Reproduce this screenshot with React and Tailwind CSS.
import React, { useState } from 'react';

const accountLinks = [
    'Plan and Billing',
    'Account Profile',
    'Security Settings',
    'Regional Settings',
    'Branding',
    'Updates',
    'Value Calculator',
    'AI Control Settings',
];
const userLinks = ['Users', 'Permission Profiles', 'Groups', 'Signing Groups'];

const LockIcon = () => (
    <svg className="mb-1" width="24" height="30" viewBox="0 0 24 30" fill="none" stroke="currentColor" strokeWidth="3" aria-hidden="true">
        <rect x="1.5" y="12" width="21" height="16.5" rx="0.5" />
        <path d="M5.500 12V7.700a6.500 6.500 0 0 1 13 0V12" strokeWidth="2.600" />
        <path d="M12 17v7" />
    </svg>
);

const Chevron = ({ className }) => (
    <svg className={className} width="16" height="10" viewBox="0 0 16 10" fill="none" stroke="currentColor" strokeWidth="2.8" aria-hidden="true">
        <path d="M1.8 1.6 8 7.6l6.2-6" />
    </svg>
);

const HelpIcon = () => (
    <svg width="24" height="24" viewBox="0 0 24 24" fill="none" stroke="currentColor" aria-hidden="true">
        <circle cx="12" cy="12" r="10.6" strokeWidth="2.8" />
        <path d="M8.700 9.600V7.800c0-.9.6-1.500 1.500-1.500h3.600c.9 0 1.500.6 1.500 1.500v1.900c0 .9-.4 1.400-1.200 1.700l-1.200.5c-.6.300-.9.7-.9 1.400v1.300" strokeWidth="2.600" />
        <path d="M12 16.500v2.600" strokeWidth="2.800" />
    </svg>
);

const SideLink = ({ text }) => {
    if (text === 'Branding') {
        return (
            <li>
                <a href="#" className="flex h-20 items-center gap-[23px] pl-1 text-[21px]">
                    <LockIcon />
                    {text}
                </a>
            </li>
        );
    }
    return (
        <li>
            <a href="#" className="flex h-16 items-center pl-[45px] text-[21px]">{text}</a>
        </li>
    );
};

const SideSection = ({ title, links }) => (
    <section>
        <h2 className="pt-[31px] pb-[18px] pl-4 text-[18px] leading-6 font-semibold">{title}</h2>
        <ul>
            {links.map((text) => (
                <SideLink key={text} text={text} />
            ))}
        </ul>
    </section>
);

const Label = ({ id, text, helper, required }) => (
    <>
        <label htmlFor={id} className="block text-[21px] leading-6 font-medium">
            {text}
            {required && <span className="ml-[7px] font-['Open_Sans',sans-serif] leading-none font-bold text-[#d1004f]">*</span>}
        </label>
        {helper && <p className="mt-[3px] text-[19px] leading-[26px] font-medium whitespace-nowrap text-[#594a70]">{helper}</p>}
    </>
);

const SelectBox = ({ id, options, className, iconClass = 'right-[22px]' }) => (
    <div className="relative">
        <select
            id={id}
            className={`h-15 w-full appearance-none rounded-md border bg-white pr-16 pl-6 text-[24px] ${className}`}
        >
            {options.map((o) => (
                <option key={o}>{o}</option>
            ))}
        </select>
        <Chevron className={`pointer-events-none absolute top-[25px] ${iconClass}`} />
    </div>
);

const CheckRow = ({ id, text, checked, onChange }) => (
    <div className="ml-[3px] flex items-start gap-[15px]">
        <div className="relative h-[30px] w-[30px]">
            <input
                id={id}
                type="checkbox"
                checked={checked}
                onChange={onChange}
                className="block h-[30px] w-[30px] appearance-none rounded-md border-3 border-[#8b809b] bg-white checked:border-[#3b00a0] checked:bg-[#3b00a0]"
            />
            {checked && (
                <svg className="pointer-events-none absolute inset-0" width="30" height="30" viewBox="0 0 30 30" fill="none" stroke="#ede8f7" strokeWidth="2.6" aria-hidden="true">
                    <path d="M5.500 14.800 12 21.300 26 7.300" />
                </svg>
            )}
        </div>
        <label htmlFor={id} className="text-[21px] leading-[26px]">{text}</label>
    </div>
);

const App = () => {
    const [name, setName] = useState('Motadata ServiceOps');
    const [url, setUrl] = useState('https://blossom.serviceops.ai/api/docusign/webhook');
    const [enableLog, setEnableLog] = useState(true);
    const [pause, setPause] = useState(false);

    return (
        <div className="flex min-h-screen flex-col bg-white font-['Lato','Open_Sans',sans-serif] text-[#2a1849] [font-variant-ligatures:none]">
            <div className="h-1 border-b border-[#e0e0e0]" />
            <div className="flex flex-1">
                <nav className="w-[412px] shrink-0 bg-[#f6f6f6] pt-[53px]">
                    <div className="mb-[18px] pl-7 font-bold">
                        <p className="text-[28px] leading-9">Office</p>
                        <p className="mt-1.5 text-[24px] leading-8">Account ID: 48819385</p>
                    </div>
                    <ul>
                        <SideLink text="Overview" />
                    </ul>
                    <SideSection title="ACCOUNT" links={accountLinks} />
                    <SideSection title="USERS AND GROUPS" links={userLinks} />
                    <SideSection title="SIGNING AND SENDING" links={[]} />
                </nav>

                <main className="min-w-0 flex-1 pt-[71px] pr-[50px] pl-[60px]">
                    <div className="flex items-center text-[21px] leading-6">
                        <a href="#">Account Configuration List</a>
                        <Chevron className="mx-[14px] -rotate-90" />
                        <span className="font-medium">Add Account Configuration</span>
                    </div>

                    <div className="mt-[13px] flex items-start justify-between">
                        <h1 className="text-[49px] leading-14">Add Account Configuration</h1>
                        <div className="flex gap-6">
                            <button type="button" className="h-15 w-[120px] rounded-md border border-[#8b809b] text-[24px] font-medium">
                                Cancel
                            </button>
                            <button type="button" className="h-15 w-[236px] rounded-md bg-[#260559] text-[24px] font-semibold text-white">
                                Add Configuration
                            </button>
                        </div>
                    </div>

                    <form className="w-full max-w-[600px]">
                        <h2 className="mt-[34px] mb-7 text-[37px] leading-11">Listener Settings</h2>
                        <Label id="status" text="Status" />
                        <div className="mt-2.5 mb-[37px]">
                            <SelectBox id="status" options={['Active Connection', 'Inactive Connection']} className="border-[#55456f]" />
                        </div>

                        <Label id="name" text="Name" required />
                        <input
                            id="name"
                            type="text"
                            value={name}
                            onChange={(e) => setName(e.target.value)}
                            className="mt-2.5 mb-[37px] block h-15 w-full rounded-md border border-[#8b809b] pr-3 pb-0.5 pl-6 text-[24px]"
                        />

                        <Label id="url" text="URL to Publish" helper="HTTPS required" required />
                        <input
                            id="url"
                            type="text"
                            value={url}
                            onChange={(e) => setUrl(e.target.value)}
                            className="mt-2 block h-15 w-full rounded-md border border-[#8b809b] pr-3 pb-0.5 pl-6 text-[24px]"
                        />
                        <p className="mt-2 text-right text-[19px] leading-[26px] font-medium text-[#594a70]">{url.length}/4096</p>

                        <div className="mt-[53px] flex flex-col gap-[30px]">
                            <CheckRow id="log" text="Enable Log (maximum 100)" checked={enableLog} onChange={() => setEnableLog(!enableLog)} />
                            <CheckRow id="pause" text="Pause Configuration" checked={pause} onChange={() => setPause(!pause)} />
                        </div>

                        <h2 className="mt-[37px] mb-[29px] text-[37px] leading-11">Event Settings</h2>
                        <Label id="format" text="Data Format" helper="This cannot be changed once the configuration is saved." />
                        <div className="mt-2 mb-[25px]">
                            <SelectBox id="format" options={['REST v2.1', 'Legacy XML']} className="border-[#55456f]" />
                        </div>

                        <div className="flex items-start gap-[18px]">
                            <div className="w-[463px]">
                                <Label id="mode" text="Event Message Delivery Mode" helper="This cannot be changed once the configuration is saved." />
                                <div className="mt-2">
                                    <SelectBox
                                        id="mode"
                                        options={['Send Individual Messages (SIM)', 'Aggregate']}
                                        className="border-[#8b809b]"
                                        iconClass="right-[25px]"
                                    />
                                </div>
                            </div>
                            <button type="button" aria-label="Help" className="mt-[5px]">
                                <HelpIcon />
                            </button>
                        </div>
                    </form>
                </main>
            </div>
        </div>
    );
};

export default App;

────────

→ **EXERCISE DIRECTIONS**
Restate word for word only the lines running from the beginning of the data to the line holding "const userLinks = ['Users', 'Permission", both included.

→ **TASK SOLUTION**
Reproduce this screenshot with React and Tailwind CSS.
import React, { useState } from 'react';

const accountLinks = [
    'Plan and Billing',
    'Account Profile',
    'Security Settings',
    'Regional Settings',
    'Branding',
    'Updates',
    'Value Calculator',
    'AI Control Settings',
];
const userLinks = ['Users', 'Permission Profiles', 'Groups', 'Signing Groups'];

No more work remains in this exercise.